Write out each line word for word. Drop pictures.
====== Source excerpt ======
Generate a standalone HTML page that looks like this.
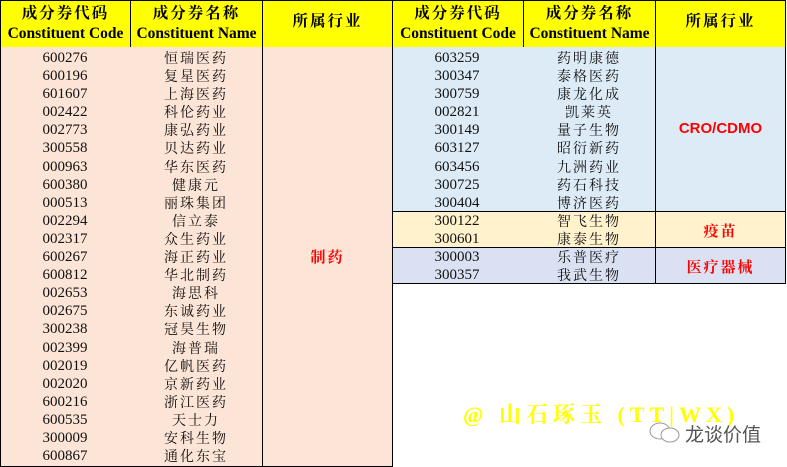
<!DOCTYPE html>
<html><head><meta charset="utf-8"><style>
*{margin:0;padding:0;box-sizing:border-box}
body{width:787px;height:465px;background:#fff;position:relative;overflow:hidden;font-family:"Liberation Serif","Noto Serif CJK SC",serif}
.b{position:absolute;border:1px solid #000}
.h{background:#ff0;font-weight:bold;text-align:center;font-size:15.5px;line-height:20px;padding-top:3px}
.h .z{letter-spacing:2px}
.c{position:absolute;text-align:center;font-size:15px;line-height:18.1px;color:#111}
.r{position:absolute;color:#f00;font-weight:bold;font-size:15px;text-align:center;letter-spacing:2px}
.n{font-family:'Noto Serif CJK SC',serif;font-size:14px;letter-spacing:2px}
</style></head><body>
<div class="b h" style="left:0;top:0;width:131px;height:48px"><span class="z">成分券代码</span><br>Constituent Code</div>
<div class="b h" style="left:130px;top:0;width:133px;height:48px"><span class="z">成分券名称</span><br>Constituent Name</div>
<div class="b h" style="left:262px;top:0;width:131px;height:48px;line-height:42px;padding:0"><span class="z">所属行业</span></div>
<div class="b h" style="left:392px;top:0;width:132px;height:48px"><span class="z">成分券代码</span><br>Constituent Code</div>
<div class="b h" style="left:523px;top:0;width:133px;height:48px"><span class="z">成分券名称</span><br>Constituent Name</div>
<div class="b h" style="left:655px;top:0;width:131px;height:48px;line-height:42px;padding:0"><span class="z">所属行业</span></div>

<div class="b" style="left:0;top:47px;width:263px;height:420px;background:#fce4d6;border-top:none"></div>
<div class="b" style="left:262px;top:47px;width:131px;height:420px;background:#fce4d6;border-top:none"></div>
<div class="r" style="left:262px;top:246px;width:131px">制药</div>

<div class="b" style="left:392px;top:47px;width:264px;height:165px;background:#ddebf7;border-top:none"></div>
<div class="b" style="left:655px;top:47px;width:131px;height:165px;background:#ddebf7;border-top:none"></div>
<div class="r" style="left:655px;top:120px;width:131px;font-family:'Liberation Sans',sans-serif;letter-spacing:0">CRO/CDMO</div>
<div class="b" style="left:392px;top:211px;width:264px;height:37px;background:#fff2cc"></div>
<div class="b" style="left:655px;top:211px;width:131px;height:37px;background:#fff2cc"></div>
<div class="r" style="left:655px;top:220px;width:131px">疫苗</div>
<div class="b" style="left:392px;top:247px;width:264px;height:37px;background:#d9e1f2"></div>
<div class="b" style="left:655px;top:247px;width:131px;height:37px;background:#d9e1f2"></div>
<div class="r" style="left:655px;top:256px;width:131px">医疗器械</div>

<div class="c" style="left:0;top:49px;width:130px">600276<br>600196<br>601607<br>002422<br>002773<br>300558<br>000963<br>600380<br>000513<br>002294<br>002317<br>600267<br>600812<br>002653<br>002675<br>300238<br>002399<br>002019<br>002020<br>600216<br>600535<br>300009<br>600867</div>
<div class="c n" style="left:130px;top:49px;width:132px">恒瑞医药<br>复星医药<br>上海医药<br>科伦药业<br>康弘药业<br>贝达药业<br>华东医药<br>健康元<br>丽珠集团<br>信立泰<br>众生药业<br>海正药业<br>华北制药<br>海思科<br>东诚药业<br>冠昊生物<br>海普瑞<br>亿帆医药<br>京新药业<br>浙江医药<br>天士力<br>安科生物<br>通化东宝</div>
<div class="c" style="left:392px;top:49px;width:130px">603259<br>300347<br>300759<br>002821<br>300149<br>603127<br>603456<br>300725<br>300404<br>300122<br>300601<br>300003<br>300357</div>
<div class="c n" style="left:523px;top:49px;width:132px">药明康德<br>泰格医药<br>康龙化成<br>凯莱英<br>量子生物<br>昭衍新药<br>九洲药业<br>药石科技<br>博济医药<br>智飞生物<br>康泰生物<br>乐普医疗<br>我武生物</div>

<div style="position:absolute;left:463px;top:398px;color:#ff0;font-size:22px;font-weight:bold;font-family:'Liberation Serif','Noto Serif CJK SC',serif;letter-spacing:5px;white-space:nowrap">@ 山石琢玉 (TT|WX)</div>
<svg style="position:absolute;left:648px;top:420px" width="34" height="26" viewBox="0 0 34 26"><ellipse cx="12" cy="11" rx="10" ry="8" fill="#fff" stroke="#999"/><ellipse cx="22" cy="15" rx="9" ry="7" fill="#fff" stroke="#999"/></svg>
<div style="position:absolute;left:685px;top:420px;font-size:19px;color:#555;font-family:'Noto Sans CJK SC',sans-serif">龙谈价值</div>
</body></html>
======
* [The output]:
Generate a standalone HTML page that looks like this.
<!DOCTYPE html>
<html><head><meta charset="utf-8"><style>
*{margin:0;padding:0;box-sizing:border-box}
body{width:787px;height:465px;background:#fff;position:relative;overflow:hidden;font-family:"Liberation Serif","Noto Serif CJK SC",serif}
.b{position:absolute;border:1px solid #000}
.h{background:#ff0;font-weight:bold;text-align:center;font-size:15.5px;line-height:20px;padding-top:3px}
.h .z{letter-spacing:2px}
.c{position:absolute;text-align:center;font-size:15px;line-height:18.1px;color:#111}
.r{position:absolute;color:#f00;font-weight:bold;font-size:15px;text-align:center;letter-spacing:2px}
.n{font-family:'Noto Serif CJK SC',serif;font-size:14px;letter-spacing:2px}
</style></head><body>
<div class="b h" style="left:0;top:0;width:131px;height:48px"><span class="z">成分券代码</span><br>Constituent Code</div>
<div class="b h" style="left:130px;top:0;width:133px;height:48px"><span class="z">成分券名称</span><br>Constituent Name</div>
<div class="b h" style="left:262px;top:0;width:131px;height:48px;line-height:42px;padding:0"><span class="z">所属行业</span></div>
<div class="b h" style="left:392px;top:0;width:132px;height:48px"><span class="z">成分券代码</span><br>Constituent Code</div>
<div class="b h" style="left:523px;top:0;width:133px;height:48px"><span class="z">成分券名称</span><br>Constituent Name</div>
<div class="b h" style="left:655px;top:0;width:131px;height:48px;line-height:42px;padding:0"><span class="z">所属行业</span></div>

<div class="b" style="left:0;top:47px;width:263px;height:420px;background:#fce4d6;border-top:none"></div>
<div class="b" style="left:262px;top:47px;width:131px;height:420px;background:#fce4d6;border-top:none"></div>
<div class="r" style="left:262px;top:246px;width:131px">制药</div>

<div class="b" style="left:392px;top:47px;width:264px;height:165px;background:#ddebf7;border-top:none"></div>
<div class="b" style="left:655px;top:47px;width:131px;height:165px;background:#ddebf7;border-top:none"></div>
<div class="r" style="left:655px;top:120px;width:131px;font-family:'Liberation Sans',sans-serif;letter-spacing:0">CRO/CDMO</div>
<div class="b" style="left:392px;top:211px;width:264px;height:37px;background:#fff2cc"></div>
<div class="b" style="left:655px;top:211px;width:131px;height:37px;background:#fff2cc"></div>
<div class="r" style="left:655px;top:220px;width:131px">疫苗</div>
<div class="b" style="left:392px;top:247px;width:264px;height:37px;background:#d9e1f2"></div>
<div class="b" style="left:655px;top:247px;width:131px;height:37px;background:#d9e1f2"></div>
<div class="r" style="left:655px;top:256px;width:131px">医疗器械</div>

<div class="c" style="left:0;top:49px;width:130px">600276<br>600196<br>601607<br>002422<br>002773<br>300558<br>000963<br>600380<br>000513<br>002294<br>002317<br>600267<br>600812<br>002653<br>002675<br>300238<br>002399<br>002019<br>002020<br>600216<br>600535<br>300009<br>600867</div>
<div class="c n" style="left:130px;top:49px;width:132px">恒瑞医药<br>复星医药<br>上海医药<br>科伦药业<br>康弘药业<br>贝达药业<br>华东医药<br>健康元<br>丽珠集团<br>信立泰<br>众生药业<br>海正药业<br>华北制药<br>海思科<br>东诚药业<br>冠昊生物<br>海普瑞<br>亿帆医药<br>京新药业<br>浙江医药<br>天士力<br>安科生物<br>通化东宝</div>
<div class="c" style="left:392px;top:49px;width:130px">603259<br>300347<br>300759<br>002821<br>300149<br>603127<br>603456<br>300725<br>300404<br>300122<br>300601<br>300003<br>300357</div>
<div class="c n" style="left:523px;top:49px;width:132px">药明康德<br>泰格医药<br>康龙化成<br>凯莱英<br>量子生物<br>昭衍新药<br>九洲药业<br>药石科技<br>博济医药<br>智飞生物<br>康泰生物<br>乐普医疗<br>我武生物</div>

<div style="position:absolute;left:463px;top:398px;color:#ff0;font-size:22px;font-weight:bold;font-family:'Liberation Serif','Noto Serif CJK SC',serif;letter-spacing:5px;white-space:nowrap">@ 山石琢玉 (TT|WX)</div>
<svg style="position:absolute;left:648px;top:420px" width="34" height="26" viewBox="0 0 34 26"><ellipse cx="12" cy="11" rx="10" ry="8" fill="#fff" stroke="#999"/><ellipse cx="22" cy="15" rx="9" ry="7" fill="#fff" stroke="#999"/></svg>
<div style="position:absolute;left:685px;top:420px;font-size:19px;color:#555;font-family:'Noto Sans CJK SC',sans-serif">龙谈价值</div>
</body></html>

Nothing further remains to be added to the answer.